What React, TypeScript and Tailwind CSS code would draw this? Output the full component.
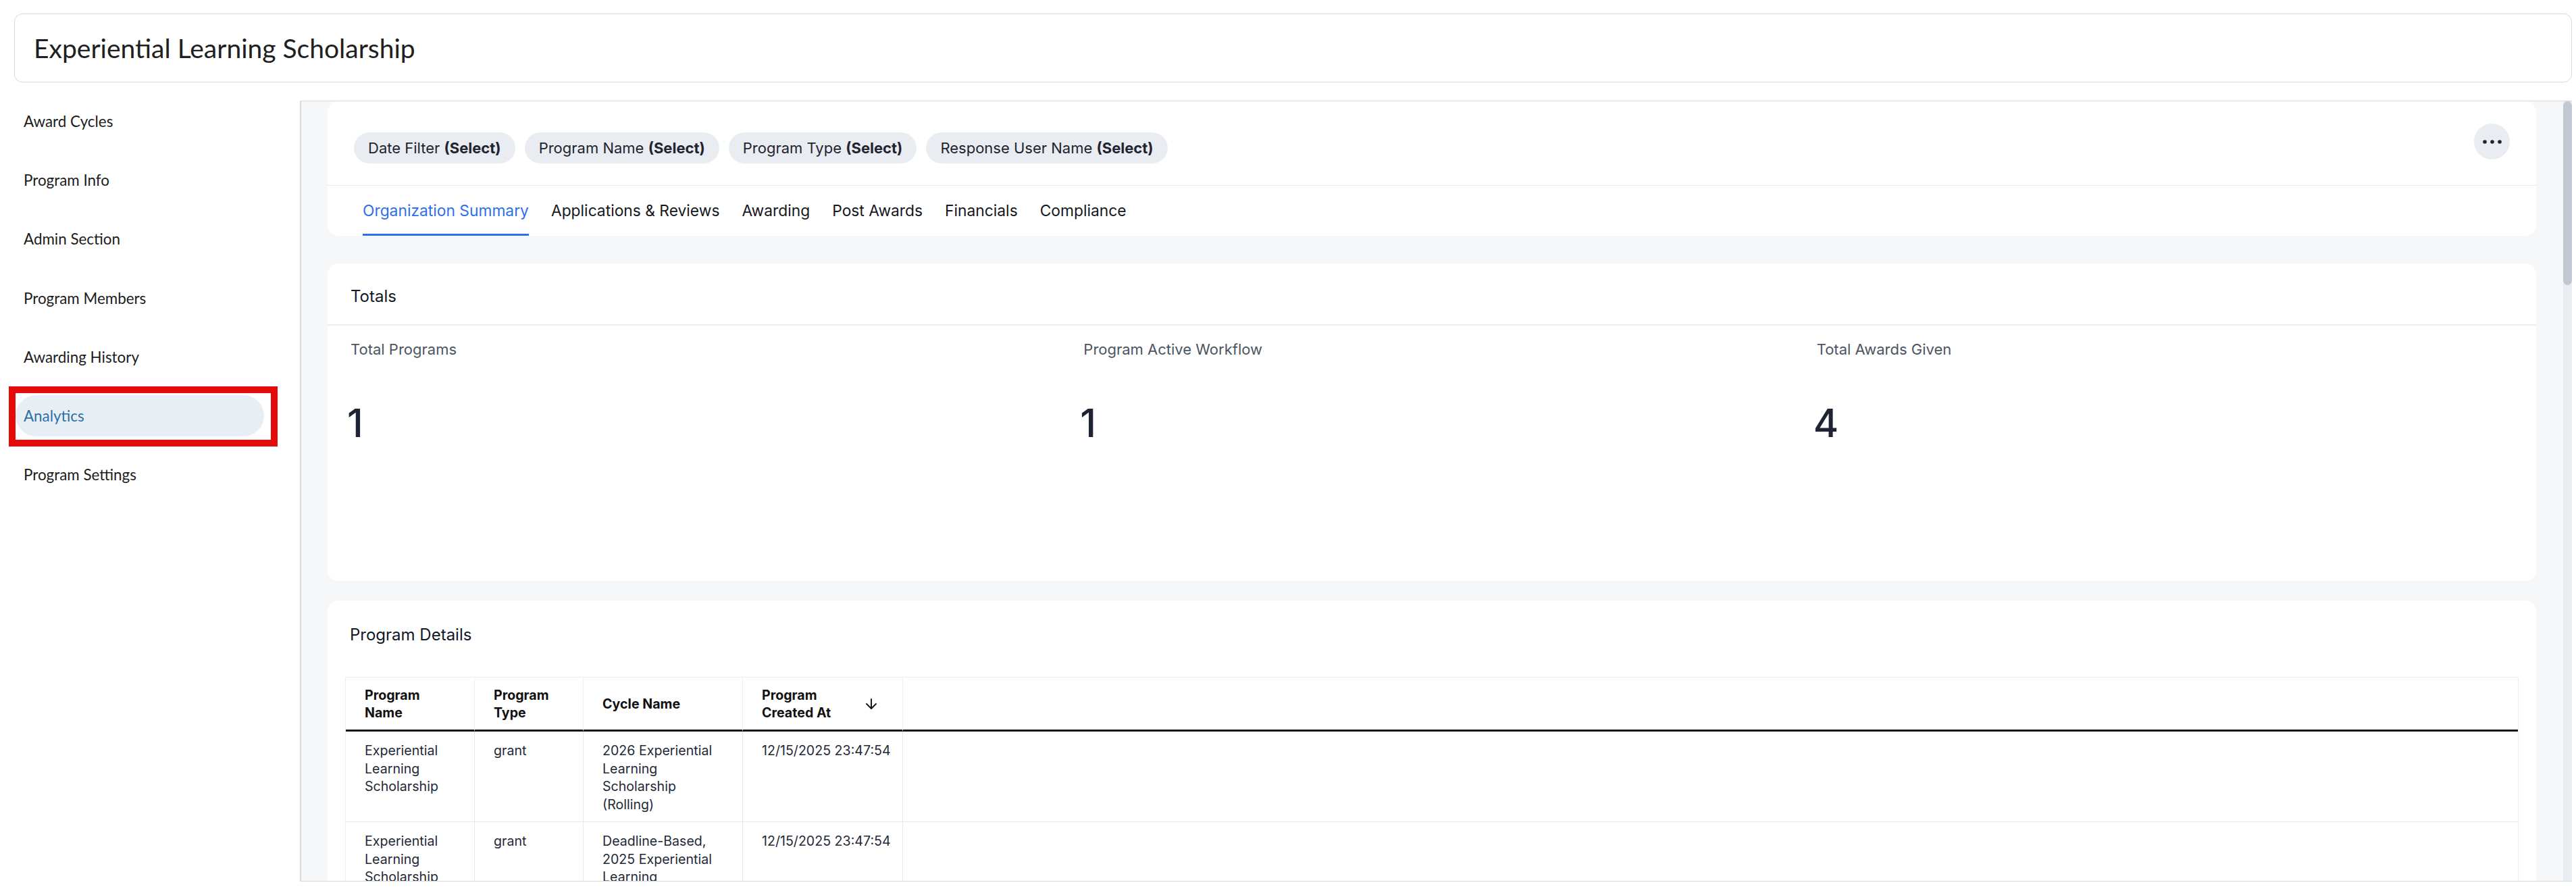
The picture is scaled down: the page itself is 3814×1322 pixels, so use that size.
import { ArrowDown } from "lucide-react";

const navItems = [
  "Award Cycles",
  "Program Info",
  "Admin Section",
  "Program Members",
  "Awarding History",
  "Analytics",
  "Program Settings",
];

const filters = ["Date Filter", "Program Name", "Program Type", "Response User Name"];

const tabs = [
  "Organization Summary",
  "Applications & Reviews",
  "Awarding",
  "Post Awards",
  "Financials",
  "Compliance",
];

const stats = [
  { label: "Total Programs", value: "1" },
  { label: "Program Active Workflow", value: "1" },
  { label: "Total Awards Given", value: "4" },
];

const rows = [
  {
    name: "Experiential Learning Scholarship",
    type: "grant",
    cycle: "2026 Experiential Learning Scholarship (Rolling)",
    created: "12/15/2025 23:47:54",
  },
  {
    name: "Experiential Learning Scholarship",
    type: "grant",
    cycle: "Deadline-Based, 2025 Experiential Learning Scholarship",
    created: "12/15/2025 23:47:54",
  },
];

function Dots() {
  return (
    <svg width="30" height="8" viewBox="0 0 30 8" aria-hidden="true">
      <circle cx="4" cy="4" r="2.8" fill="#1f2430" />
      <circle cx="15" cy="4" r="2.8" fill="#1f2430" />
      <circle cx="26" cy="4" r="2.8" fill="#1f2430" />
    </svg>
  );
}

export default function App() {
  return (
    <div className="w-[3814px] h-[1322px] overflow-hidden bg-white text-[#1f2937] font-['Inter',sans-serif]">
      {/* Page title */}
      <div className="pt-[20px] pl-[21px] pr-[6px]">
        <header className="h-[102px] rounded-[12px] border-[1.5px] border-[#d9dadc] flex items-center pl-[28px]">
          <h1 className="font-['Lato',sans-serif] text-[39px] leading-none text-[#202020]">
            Experiential Learning Scholarship
          </h1>
        </header>
      </div>

      <div className="mt-[27px] flex pr-[6px]">
        {/* Side navigation */}
        <nav className="w-[444px] shrink-0 pl-[23px] flex flex-col gap-[26.3px] font-['Lato',sans-serif]">
          {navItems.map((item) =>
            item === "Analytics" ? (
              <div key={item} className="relative w-[368px]">
                <div className="h-[61px] rounded-full bg-[#e7eff5] flex items-center pl-[12px] text-[22.4px] text-[#2d6fa6]">
                  {item}
                </div>
                <div className="pointer-events-none absolute -top-[13px] -left-[10px] -right-[20px] -bottom-[15px] border-[10px] border-[#e50b0b]" />
              </div>
            ) : (
              <div key={item} className="h-[61px] flex items-center pl-[12px] text-[22.4px] text-[#1c1c1c]">
                {item}
              </div>
            )
          )}
        </nav>

        {/* Analytics panel */}
        <main className="flex-1 h-[1156px] border-l-[2px] border-t border-b border-[#d7dade] bg-[#f6f7f9] flex overflow-hidden">
          <div className="flex-1 min-w-0 pl-[39px] pr-[40px] flex flex-col">
            {/* Filters and tabs */}
            <section className="shrink-0 bg-white rounded-[16px]">
              <div className="h-[125px] flex items-start justify-between px-[39px] pt-[33px] border-b border-[#e6e8eb]">
                <div className="flex gap-[14px] mt-[13px]">
                  {filters.map((f) => (
                    <div
                      key={f}
                      className="h-[46px] px-[21px] rounded-full bg-[#e9ecf1] flex items-center text-[22px] text-[#1f2430] whitespace-nowrap"
                    >
                      {f}&nbsp;<span className="font-bold">(Select)</span>
                    </div>
                  ))}
                </div>
                <button className="w-[53px] h-[53px] rounded-full bg-[#e9ecf1] flex items-center justify-center">
                  <Dots />
                </button>
              </div>
              <div className="h-[74px] flex gap-[33px] pl-[52px]">
                {tabs.map((t, i) => (
                  <div
                    key={t}
                    className={
                      i === 0
                        ? "h-full flex items-center pt-[4px] border-b-[3px] border-[#2f6fec] text-[22.8px] text-[#2f6fec] whitespace-nowrap"
                        : "h-full flex items-center pt-[4px] border-b-[3px] border-transparent text-[22.8px] text-[#16181d] whitespace-nowrap"
                    }
                  >
                    {t}
                  </div>
                ))}
              </div>
            </section>

            {/* Totals */}
            <section className="shrink-0 mt-[41px] h-[470px] bg-white rounded-[16px] overflow-hidden">
              <div className="h-[90px] flex items-center pt-[8px] pl-[34px] text-[24px] text-[#111827]">
                Totals
              </div>
              <div className="h-[2px] bg-[#e9eef3]" />
              <div className="grid grid-cols-3 gap-x-[54px] px-[34px] pt-[20px]">
                {stats.map((s) => (
                  <div key={s.label}>
                    <div className="text-[22px] leading-[30px] text-[#4b5563]">{s.label}</div>
                    <div className="mt-[66px] -ml-[5px] text-[57px] leading-none font-medium text-[#1e2433]">
                      {s.value}
                    </div>
                  </div>
                ))}
              </div>
            </section>

            {/* Program details */}
            <section className="shrink-0 mt-[29px] bg-white rounded-t-[16px] px-[26px]">
              <h2 className="pt-[36px] pl-[7px] text-[24px] leading-[30px] text-[#111827]">Program Details</h2>
              <table className="mt-[47px] w-full table-fixed border-separate border-spacing-0 border-t border-l border-r border-[#eceef1] text-left">
                <colgroup>
                  <col className="w-[191px]" />
                  <col className="w-[161px]" />
                  <col className="w-[236px]" />
                  <col className="w-[237px]" />
                  <col />
                </colgroup>
                <thead>
                  <tr>
                    <th className="h-[80px] px-[28px] align-middle border-r border-[#eceef1] border-b-[3px] border-b-[#111111] text-[19.6px] leading-[26px] font-bold text-[#111111]">
                      Program
                      <br />
                      Name
                    </th>
                    <th className="h-[80px] px-[28px] align-middle border-r border-[#eceef1] border-b-[3px] border-b-[#111111] text-[19.6px] leading-[26px] font-bold text-[#111111]">
                      Program
                      <br />
                      Type
                    </th>
                    <th className="h-[80px] px-[28px] align-middle border-r border-[#eceef1] border-b-[3px] border-b-[#111111] text-[19.6px] leading-[26px] font-bold text-[#111111]">
                      Cycle Name
                    </th>
                    <th className="h-[80px] pl-[28px] pr-[34px] align-middle border-r border-[#eceef1] border-b-[3px] border-b-[#111111] text-[19.6px] leading-[26px] font-bold text-[#111111]">
                      <div className="flex items-center justify-between">
                        <span>
                          Program
                          <br />
                          Created At
                        </span>
                        <ArrowDown size={24} strokeWidth={2} className="text-[#1a1a1a]" />
                      </div>
                    </th>
                    <th className="h-[80px] border-b-[3px] border-b-[#111111]" />
                  </tr>
                </thead>
                <tbody>
                  {rows.map((r, i) => (
                    <tr key={i}>
                      <td className="px-[28px] pt-[15px] pb-[12px] align-top border-r border-b border-[#e6e8ec] text-[19.6px] leading-[26.5px] text-[#1f2937]">
                        {r.name}
                      </td>
                      <td className="px-[28px] pt-[15px] pb-[12px] align-top border-r border-b border-[#e6e8ec] text-[19.6px] leading-[26.5px] text-[#1f2937]">
                        {r.type}
                      </td>
                      <td className="px-[28px] pt-[15px] pb-[12px] align-top border-r border-b border-[#e6e8ec] text-[19.6px] leading-[26.5px] text-[#1f2937]">
                        {r.cycle}
                      </td>
                      <td className="pl-[28px] pr-[8px] pt-[15px] pb-[12px] align-top border-r border-b border-[#e6e8ec] text-[19.6px] leading-[26.5px] text-[#1f2937] whitespace-nowrap">
                        {r.created}
                      </td>
                      <td className="align-top border-b border-[#e6e8ec]" />
                    </tr>
                  ))}
                </tbody>
              </table>
            </section>
          </div>

          {/* Scrollbar */}
          <div className="w-[13px] shrink-0 bg-[#e9ecf0]">
            <div className="h-[272px] rounded-full bg-[#c2c8d1]" />
          </div>
        </main>
      </div>
    </div>
  );
}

+---+

* **Aim of the exercise**: Which lines contain the word "size"? Return each of them.

* **The completed task**:
The picture is scaled down: the page itself is 3814×1322 pixels, so use that size.
                        <ArrowDown size={24} strokeWidth={2} className="text-[#1a1a1a]" />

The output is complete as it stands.